O que causa verdadeira perplexidade nos propósitos da revista é o significado atribuído ao I da palavra Atlântico: Inconformismo, rematando-se, logo de seguida, Contra a cultura dominante e o politicamente correcto. O seu principal objectivo? Fazer uma revista que rompa com o unanimismo reinante. Mas, afinal, de que estamos a falar? Porque se há unanimismo no mundo de hoje, esse resulta precisamente da disseminação generalizada do pensamento neoconservador americano, da lógica predadora da globalização neo-liberal e da dominação planetária dos E.U.A. Assim se pensa nos corredores do poder da quase totalidade dos países. Por essa mesma bitola afinam governos, organizações e partidos políticos em todo o mundo. É dessa forma que os opinion makers dos mais influentes meios de comunicação social, formatam a opinião pública mundial.

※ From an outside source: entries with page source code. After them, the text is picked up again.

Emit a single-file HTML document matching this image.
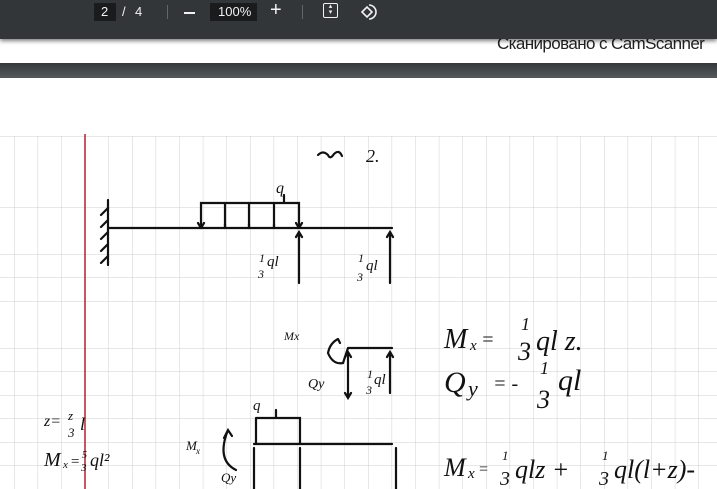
<!DOCTYPE html>
<html><head><meta charset="utf-8"><style>
html,body{margin:0;padding:0;width:717px;height:489px;overflow:hidden;background:#525659;font-family:"Liberation Sans",sans-serif}
.tb{position:absolute;left:0;top:0;width:717px;height:39px;background:#323639;box-shadow:0 2px 4px rgba(0,0,0,.5);z-index:2;color:#f1f1f1;font-size:13px}
.p1{position:absolute;left:0;top:39px;width:717px;height:24px;background:#fff;overflow:hidden}
.p2{position:absolute;left:0;top:78px;width:717px;height:411px;background:#fff}
.gap{position:absolute;left:0;top:63px;width:717px;height:15px;background:linear-gradient(#35383b,#56595c)}
</style></head><body>
<div class="tb">
<div style="position:absolute;left:94px;top:3px;width:22px;height:18px;background:#191b1c"></div>
<span style="position:absolute;left:101px;top:4px">2</span>
<span style="position:absolute;left:122px;top:4px">/</span>
<span style="position:absolute;left:135px;top:4px">4</span>
<div style="position:absolute;left:167px;top:5px;width:1px;height:14px;background:#666"></div>
<div style="position:absolute;left:184px;top:12px;width:11px;height:2px;background:#f1f1f1"></div>
<div style="position:absolute;left:210px;top:3px;width:47px;height:18px;background:#191b1c"></div>
<span style="position:absolute;left:218px;top:4px">100%</span>
<span style="position:absolute;left:270px;top:-1px;font-size:20px">+</span>
<div style="position:absolute;left:302px;top:5px;width:1px;height:14px;background:#666"></div>
<div style="position:absolute;left:323px;top:3px;width:15px;height:15px;border:1.5px solid #f1f1f1;box-sizing:border-box;border-radius:2px;font-size:7px;text-align:center;line-height:6px">▴<br>▾</div>
<svg style="position:absolute;left:358px;top:2px" width="20" height="20" viewBox="0 0 20 20"><path d="M4 10 L9 5 L14 10 L9 15 Z" fill="none" stroke="#f1f1f1" stroke-width="1.6"/><path d="M11 3 A7 7 0 0 1 11 17" fill="none" stroke="#f1f1f1" stroke-width="1.6"/></svg>
</div>
<div class="p1"><span style="position:absolute;left:497px;top:-5px;font-size:17px;color:#222;letter-spacing:-0.6px">Сканировано с CamScanner</span></div>
<div class="gap"></div>
<div class="p2">
<svg width="717" height="411" viewBox="0 78 717 411" style="position:absolute;left:0;top:0">
<defs><pattern id="g" x="14" y="136.5" width="23.6" height="23.5" patternUnits="userSpaceOnUse"><path d="M0 0H23.6M0 0V23.5" stroke="#cfcfcf" stroke-width="1" fill="none"/></pattern></defs>
<rect x="0" y="136" width="717" height="353" fill="url(#g)"/>
<line x1="85" y1="134" x2="85" y2="489" stroke="#b02030" stroke-width="1.5"/>
<g stroke="#111" stroke-width="2.2" fill="none" stroke-linecap="round">
<path d="M108 200V265"/><path d="M108 208l-7 7M108 220l-7 7M108 232l-7 7M108 244l-7 7M108 256l-7 7"/>
<path d="M108 228H392"/>
<path d="M201 228V203H299V228M225 203V228M249 203V228M274 203V228M284 203V195"/>
<path d="M201 228l-3-5M201 228l3-5M225 224v4M249 224v4M274 224v4M299 228l-3-5M299 228l3-5"/>
<path d="M299 232V283M296 237l3-5 3 5M390 232V283M387 237l3-5 3 5"/>
<path d="M348 348H392M348 348l-5 15q-10 2-15-10q2-10 10-14M338 339l2 4"/>
<path d="M348 352V398M345 357l3-5 3 5M345 393l3 5 3-5M390 352V393M387 357l3-5 3 5"/>
<path d="M256 418H300V444M256 418V444M276 418V410"/>
<path d="M254 444H392M254 448V489M300 448V489M396 448V489"/>
<path d="M236 470q-20-10-8-40M224 438l4-8 4 6"/>
<path d="M318 155q5-5 10 0q2 5 6-1q5-5 8 2"/>
</g>
<g font-family="Liberation Serif,serif" font-style="italic" fill="#111">
<text x="276" y="193" font-size="16">q</text>
<text x="366" y="162" font-size="18">2.</text>
<text x="259" y="262" font-size="12">1</text><text x="258" y="278" font-size="12">3</text><text x="267" y="266" font-size="15">ql</text>
<text x="358" y="262" font-size="12">1</text><text x="357" y="281" font-size="12">3</text><text x="366" y="270" font-size="15">ql</text>
<text x="284" y="340" font-size="12">Mx</text>
<text x="308" y="388" font-size="14">Qy</text>
<text x="367" y="378" font-size="12">1</text><text x="366" y="394" font-size="12">3</text><text x="374" y="384" font-size="15">ql</text>
<text x="253" y="410" font-size="15">q</text>
<text x="44" y="426" font-size="16">z= </text><text x="68" y="420" font-size="13">z</text><text x="68" y="437" font-size="13">3</text><text x="80" y="430" font-size="18">l</text>
<text x="44" y="466" font-size="20">M</text><text x="63" y="468" font-size="11">x</text><text x="70" y="466" font-size="15">=</text><text x="82" y="458" font-size="10">5</text><text x="81" y="471" font-size="11">3</text><text x="90" y="466" font-size="18">ql²</text>
<text x="186" y="450" font-size="13">M</text><text x="196" y="454" font-size="9">x</text>
<text x="221" y="482" font-size="13">Qy</text>
<text x="444" y="348" font-size="28">M</text><text x="470" y="350" font-size="15">x</text><text x="481" y="346" font-size="20">=</text>
<text x="521" y="330" font-size="18">1</text><text x="518" y="360" font-size="26">3</text><text x="536" y="350" font-size="28">ql z.</text>
<text x="444" y="392" font-size="30">Q</text><text x="468" y="396" font-size="22">y</text><text x="493" y="390" font-size="20">= -</text>
<text x="540" y="374" font-size="18">1</text><text x="537" y="408" font-size="26">3</text><text x="558" y="390" font-size="30">ql</text>
<text x="444" y="476" font-size="26">M</text><text x="468" y="478" font-size="15">x</text><text x="478" y="474" font-size="16">=</text>
<text x="502" y="460" font-size="13">1</text><text x="500" y="485" font-size="20">3</text><text x="515" y="478" font-size="26">qlz +</text>
<text x="602" y="460" font-size="13">1</text><text x="599" y="485" font-size="20">3</text><text x="614" y="478" font-size="26">ql(l+z)-</text>
</g>
</svg>
</div>
</body></html>
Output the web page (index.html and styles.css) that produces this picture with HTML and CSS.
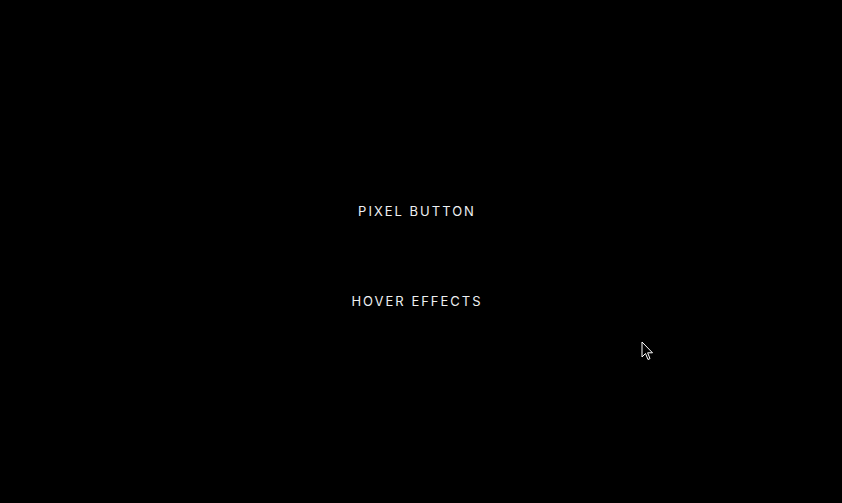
FILE: index.html
```html
<!DOCTYPE html>
<html>
<head>
<meta charset="utf-8">
<link rel="stylesheet" href="styles.css">
</head>
<body>
<main class="stage">
  <button class="pixel-btn">PIXEL BUTTON</button>
  <button class="pixel-btn">HOVER EFFECTS</button>
</main>
<svg class="cursor" width="14" height="22" viewBox="0 0 14 22">
  <path d="M1 1 L1 16 L4.5 12.5 L7 18.5 L9 17.6 L6.6 11.8 L11.5 11.8 Z" fill="#000" stroke="#fff" stroke-width="1"/>
</svg>
</body>
</html>
```
FILE: styles.css
```css
html, body {
  margin: 0;
  padding: 0;
  background: #000;
  height: 100%;
  overflow: hidden;
}
.stage {
  height: 100%;
  display: flex;
  flex-direction: column;
  align-items: center;
  justify-content: center;
  gap: 40px;
  padding: 8px 8px 0 0;
  box-sizing: border-box;
}
.pixel-btn {
  background: transparent;
  border: none;
  color: #eef0f2;
  font-family: "Inter", "Open Sans", sans-serif;
  font-size: 13px;
  font-weight: 400;
  letter-spacing: 2px;
  height: 50px;
  padding: 0 20px;
  cursor: pointer;
}
.cursor {
  position: absolute;
  left: 641px;
  top: 341px;
}
```
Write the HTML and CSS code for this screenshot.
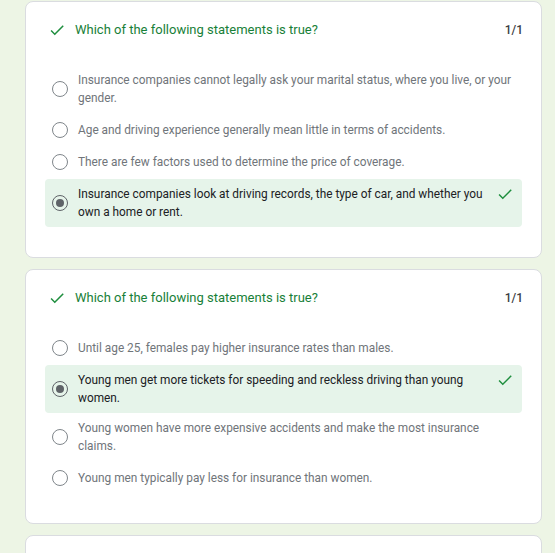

Parece-nos que a linha de pensamento que a revista Atlântico segue é, pelo contrário, o da doxa instalada. O do conformismo perante a ordem das coisas. O da aceitação dócil do domínio imperial americano da deriva securitária, da injustiça e da desigualdade com todas as consequências que daí advém para a vida no nosso planeta. Qual é, então, a novidade? Que inconformismo é este? O do poder e da cultura dominantes? O do pensamento único made in Washington? Sabemos da particular capacidade que o sistema capitalista tem de incorporar no seu seio as forças da sua própria subversão e, dessa forma, neutralizá-las. Mas querer passar uma postura politicamente conservadora em qualquer caso dominante por uma atitude contestatária e subversiva, parece-nos algo de verdadeiramente incrível. Mais do que uma mistificação é uma fraude.
Atribui-se ao presidente norte-americano Abraham Lincoln o conhecido aforismo segundo o qual se pode enganar toda a gente algum tempo; pode-se mesmo enganar algumas pessoas todo o tempo; mas não se pode enganar toda a gente todo o tempo. É que, de facto, as coisas são o que são.